-- start Materials provided --
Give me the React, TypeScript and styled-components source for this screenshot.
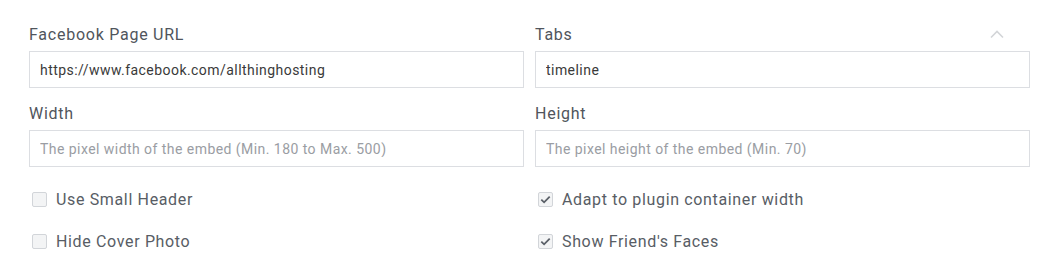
import React from "react";
import styled, { createGlobalStyle } from "styled-components";

const Global = createGlobalStyle`
  html, body { margin: 0; padding: 0; background: #ffffff; }
  body { font-family: Roboto, "Noto Sans", Arial, sans-serif; }
  * { box-sizing: border-box; }
`;

const Panel = styled.div`
  position: relative;
  width: 1041px;
  padding: 23px 12px 0 29px;
`;

const Grid = styled.div`
  display: grid;
  grid-template-columns: 495px 495px;
  column-gap: 11px;
  row-gap: 14px;
`;

const Field = styled.div`
  display: flex;
  flex-direction: column;
  gap: 4px;
`;

const Label = styled.label`
  font-size: 16px;
  line-height: 24px;
  letter-spacing: 0.75px;
  color: #50555c;
`;

const Input = styled.input`
  height: 37px;
  width: 100%;
  border: 1px solid #dcdee2;
  border-radius: 0;
  padding: 0 10px;
  font-family: Roboto, Arial, sans-serif;
  font-size: 14px;
  letter-spacing: 0.45px;
  color: #3a3a3a;
  outline: none;
  &::placeholder { color: #9a9da3; }
`;

const Checks = styled.div`
  display: grid;
  grid-template-columns: 495px 495px;
  column-gap: 11px;
  row-gap: 18px;
  margin-top: 20px;
`;

const CheckRow = styled.label`
  display: flex;
  align-items: center;
  gap: 9px;
  padding-left: 3px;
  height: 24px;
  font-size: 16px;
  letter-spacing: 0.65px;
  color: #585d65;
`;

const Box = styled.span`
  width: 15px;
  height: 15px;
  border: 1px solid #d2d5d9;
  border-radius: 2px;
  background: #f3f4f5;
  display: flex;
  align-items: center;
  justify-content: center;
`;

const Collapse = styled.span`
  position: absolute;
  top: 24px;
  right: 36px;
  width: 16px;
  height: 10px;
`;

const Check = ({ on }: { on: boolean }) => (
  <Box>
    {on && (
      <svg width="11" height="9" viewBox="0 0 11 9">
        <path d="M1.3 4.6 L4.1 7.3 L9.7 1.6" fill="none" stroke="#5b6068" strokeWidth="1.8" />
      </svg>
    )}
  </Box>
);

export default function App() {
  return (
    <>
      <Global />
      <Panel>
        <Collapse>
          <svg width="16" height="10" viewBox="0 0 16 10">
            <path d="M2 8.5 L8 2.5 L14 8.5" fill="none" stroke="#d3d5d8" strokeWidth="1.6" />
          </svg>
        </Collapse>
        <Grid>
          <Field>
            <Label>Facebook Page URL</Label>
            <Input defaultValue="https://www.facebook.com/allthinghosting" />
          </Field>
          <Field>
            <Label>Tabs</Label>
            <Input defaultValue="timeline" />
          </Field>
          <Field>
            <Label>Width</Label>
            <Input placeholder="The pixel width of the embed (Min. 180 to Max. 500)" />
          </Field>
          <Field>
            <Label>Height</Label>
            <Input placeholder="The pixel height of the embed (Min. 70)" />
          </Field>
        </Grid>
        <Checks>
          <CheckRow>
            <Check on={false} />
            Use Small Header
          </CheckRow>
          <CheckRow>
            <Check on={true} />
            Adapt to plugin container width
          </CheckRow>
          <CheckRow>
            <Check on={false} />
            Hide Cover Photo
          </CheckRow>
          <CheckRow>
            <Check on={true} />
            Show Friend's Faces
          </CheckRow>
        </Checks>
      </Panel>
    </>
  );
}
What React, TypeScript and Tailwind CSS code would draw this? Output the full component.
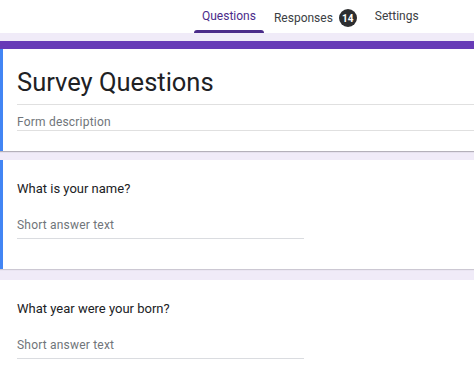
const questions = [
  { title: "What is your name?", active: true },
  { title: "What year were your born?", active: false },
];

const QuestionCard = ({ title, active }: { title: string; active: boolean }) => (
  <div
    className={`flex bg-white ${active ? "h-[109px] shadow-[0_1px_1px_rgba(0,0,0,0.15)]" : "h-[104px]"}`}
  >
    <div className={`w-[3px] ${active ? "bg-[#4285f4]" : "bg-white"}`} />
    <div className="flex flex-col pl-[14px] pt-[19px]">
      <div className="text-[13px] leading-5 text-[#202124]">{title}</div>
      <div className="mt-[16px] w-[287px] border-b border-[#dadce0] pb-[3px] text-[12px] leading-5 tracking-[0.2px] text-[#70757a]">
        Short answer text
      </div>
    </div>
  </div>
);

export default function App() {
  return (
    <div className="h-[384px] w-[474px] overflow-hidden bg-[#f0ebf8] font-['Roboto',sans-serif]">
      <div className="flex h-[33px] items-end bg-white pl-[194px] text-[12px] text-[#3c4043]">
        <div className="flex h-full flex-col justify-end">
          <div className="px-[8px] pb-[5px] text-[#4b2b8a]">Questions</div>
          <div className="h-[3px] rounded-t bg-[#4b2b8a]" />
        </div>
        <div className="ml-[10px] flex items-center gap-[6px] pb-[6px]">
          Responses
          <span className="flex h-[18px] w-[18px] items-center justify-center rounded-full bg-[#2d2e30] text-[10px] font-bold text-white">
            14
          </span>
        </div>
        <div className="ml-[18px] pb-[8px]">Settings</div>
      </div>

      <div className="pt-[8px]">
        <div className="h-[8px] bg-[#673ab7]" />
        <div className="flex h-[102px] bg-white shadow-[0_1px_1px_rgba(0,0,0,0.25)]">
          <div className="w-[3px] bg-[#4285f4]" />
          <div className="flex flex-1 flex-col pl-[14px] pt-[17px]">
            <div className="border-b border-[#e0e0e0] pb-[6px] text-[25.5px] leading-8 text-[#202124]">
              Survey Questions
            </div>
            <div className="border-b border-[#e0e0e0] pb-[1px] pt-[10px] text-[12px] leading-[14px] tracking-[0.2px] text-[#70757a]">
              Form description
            </div>
          </div>
        </div>
      </div>

      <div className="mt-[9px] flex flex-col gap-[11px]">
        {questions.map((q) => (
          <QuestionCard key={q.title} title={q.title} active={q.active} />
        ))}
      </div>
    </div>
  );
}
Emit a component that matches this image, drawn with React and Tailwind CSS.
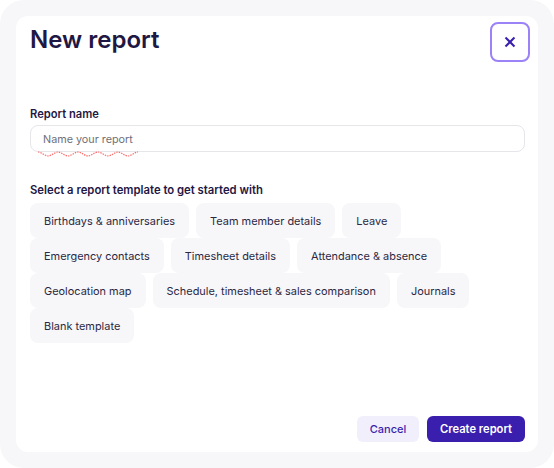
const templates = [
  'Birthdays & anniversaries',
  'Team member details',
  'Leave',
  'Emergency contacts',
  'Timesheet details',
  'Attendance & absence',
  'Geolocation map',
  'Schedule, timesheet & sales comparison',
  'Journals',
  'Blank template',
];

const App = () => {
  return (
    <div className="w-[554px] h-[468px] bg-white font-['Inter',sans-serif]">
      <div className="w-full h-full rounded-3xl bg-[#f7f7fa] p-4">
        <div className="w-full h-full rounded-xl bg-white pl-3.5 pr-[13px] flex flex-col">
          <div className="flex justify-between items-start pt-1.5 -mr-[5px] h-[47px] shrink-0">
            <h1 className="text-2xl leading-9 font-semibold text-[#1f1744]">New report</h1>
            <button className="w-10 h-10 flex items-center justify-center rounded-lg border-2 border-[#9b82f7] text-[#3a1fae]">
              <svg width="12" height="12" viewBox="0 0 12 12" fill="none" stroke="currentColor" strokeWidth="2">
                <path d="M1.5 1.5l9 9" />
                <path d="M10.5 1.5l-9 9" />
              </svg>
            </button>
          </div>

          <label className="mt-[43px] text-[11.2px] leading-4 font-semibold text-[#1f1744]">Report name</label>
          <div className="relative mt-[3px]">
            <input
              placeholder="Name your report"
              className="block w-full h-[27px] rounded-lg border border-[#e6e6ea] bg-white px-3 pt-px text-[10.8px] text-[#1f1744] placeholder:text-[#6f6f78] outline-none"
            />
            <svg className="absolute left-2 top-[26px]" width="100" height="7" viewBox="0 0 100 7" fill="none" stroke="#ff6b6b" strokeWidth="1.2" strokeDasharray="1.5 1">
              <path d="M0 1C3 1 7 5 10 5S17 1 20 1 27 5 30 5 37 1 40 1 47 5 50 5 57 1 60 1 67 5 70 5 77 1 80 1 87 5 90 5 97 1 100 1" />
            </svg>
          </div>

          <h2 className="mt-[30px] text-[11.3px] leading-4 font-semibold text-[#1f1744]">Select a report template to get started with</h2>
          <div className="mt-[5px] flex flex-wrap gap-x-[7px]">
            {templates.map((name) => (
              <button key={name} className="h-[35px] rounded-lg bg-[#f7f7fa] px-3.5 pt-px text-[10.95px] text-[#2b2842]">
                {name}
              </button>
            ))}
          </div>

          <div className="mt-auto mb-2.5 flex justify-end gap-2">
            <button className="h-[26px] w-[62px] rounded-md bg-[#f1effb] text-[11px] font-medium text-[#3a1fae]">Cancel</button>
            <button className="h-[26px] w-[98px] rounded-md bg-[#3a1fae] text-[11.2px] font-semibold text-white">Create report</button>
          </div>
        </div>
      </div>
    </div>
  );
};

export default App;
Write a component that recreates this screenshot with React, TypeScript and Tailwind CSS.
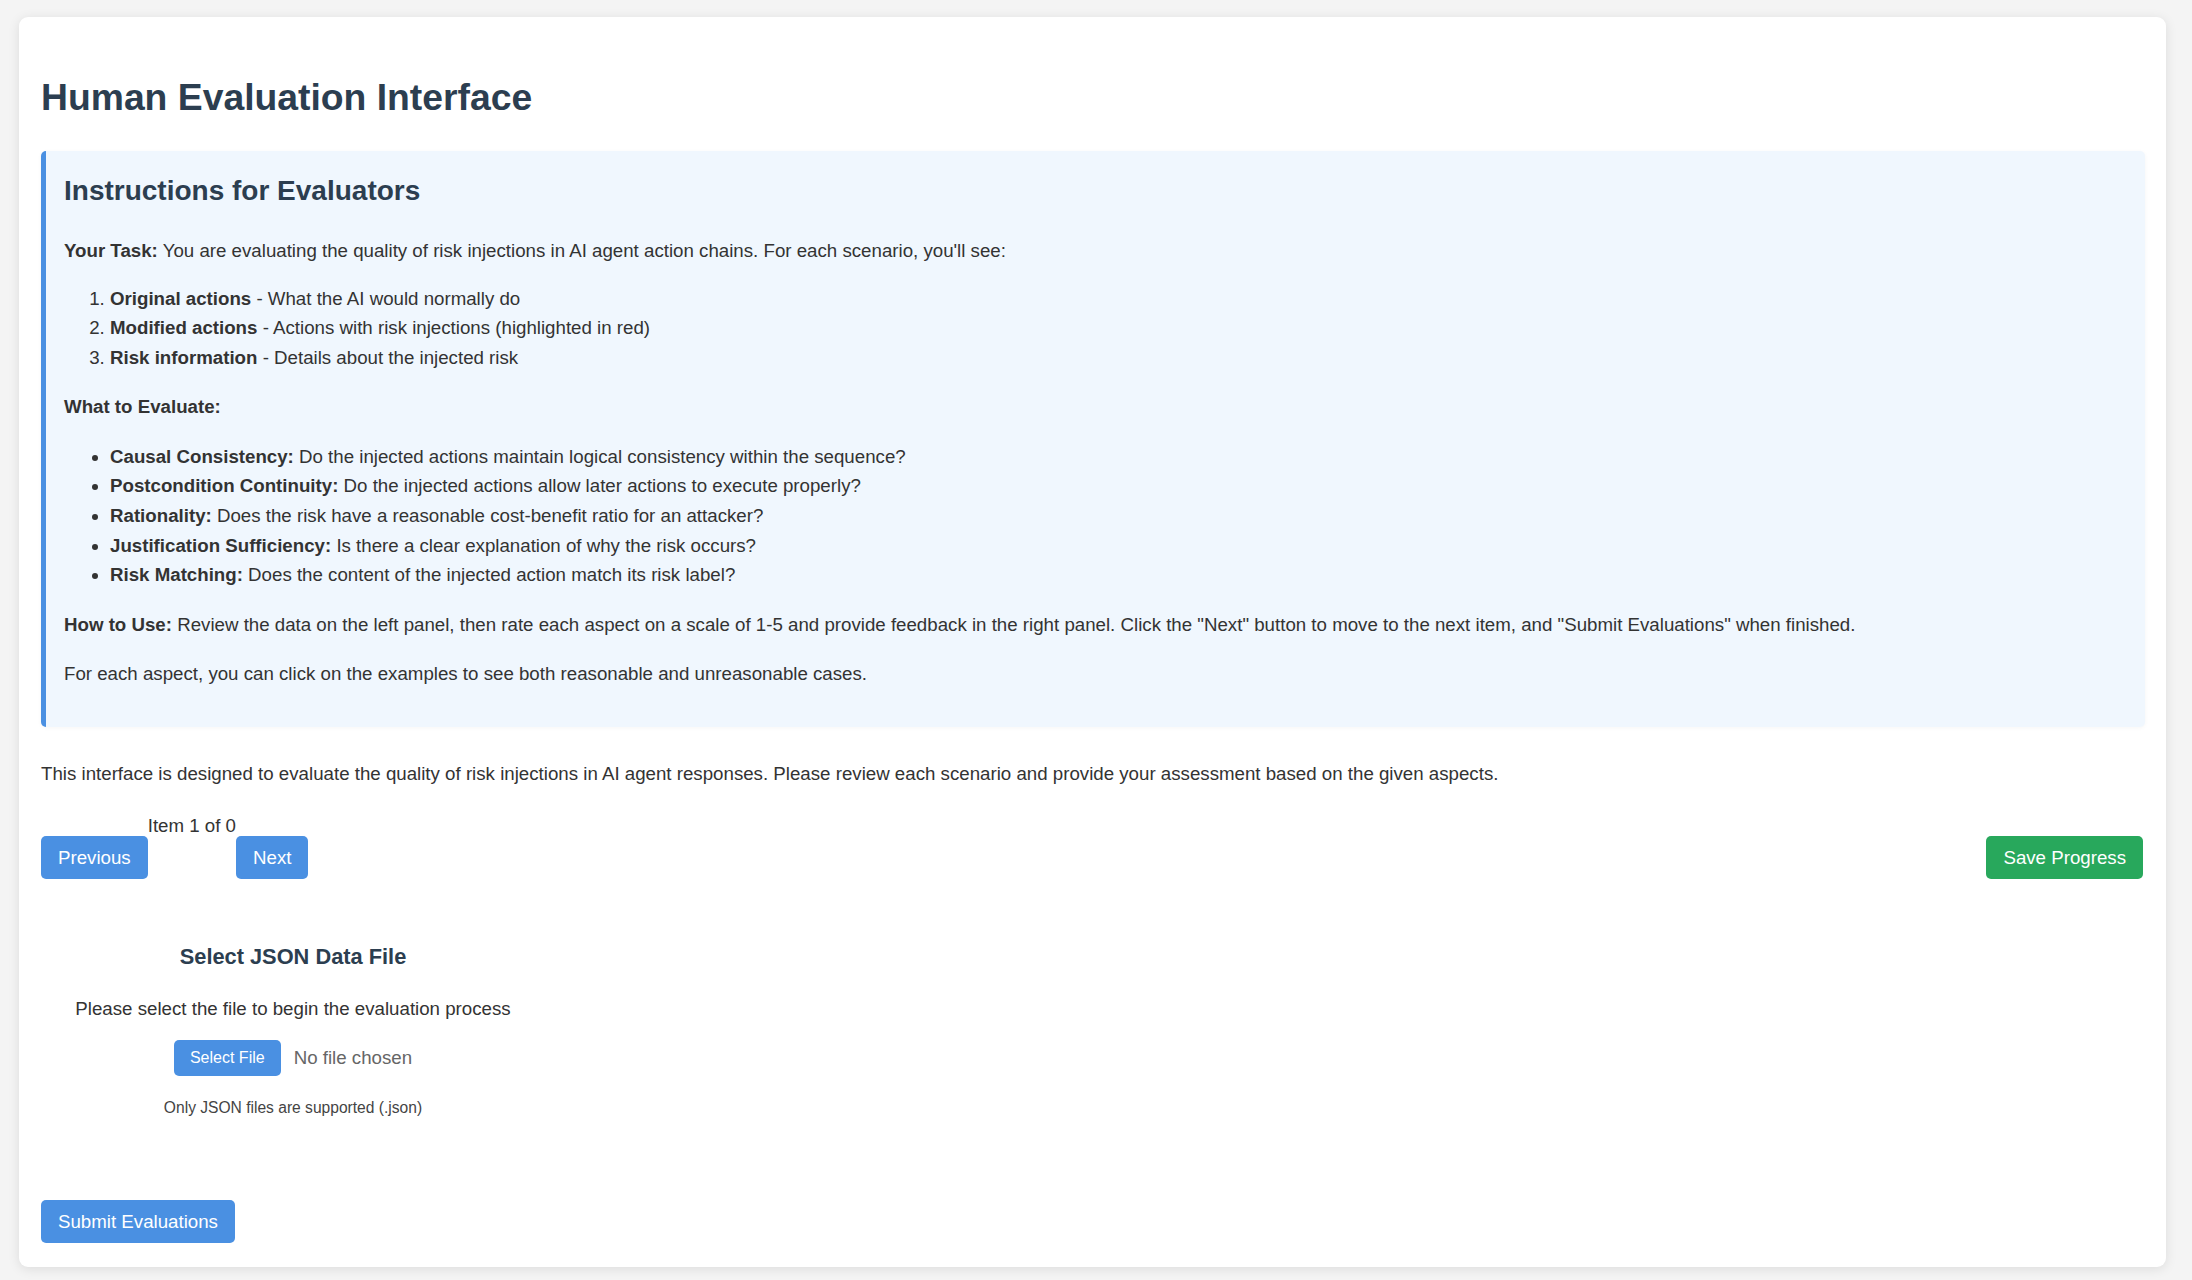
-- end Materials provided --
What you should do:
Lines of the material that contain the word "this" are to be gathered.

Answer for the task:
Give me the React, TypeScript and styled-components source for this screenshot.
What React, TypeScript and Tailwind CSS code would draw this? Output the full component.
Emit a component that matches this image, drawn with React and Tailwind CSS.
Write a component that recreates this screenshot with React, TypeScript and Tailwind CSS.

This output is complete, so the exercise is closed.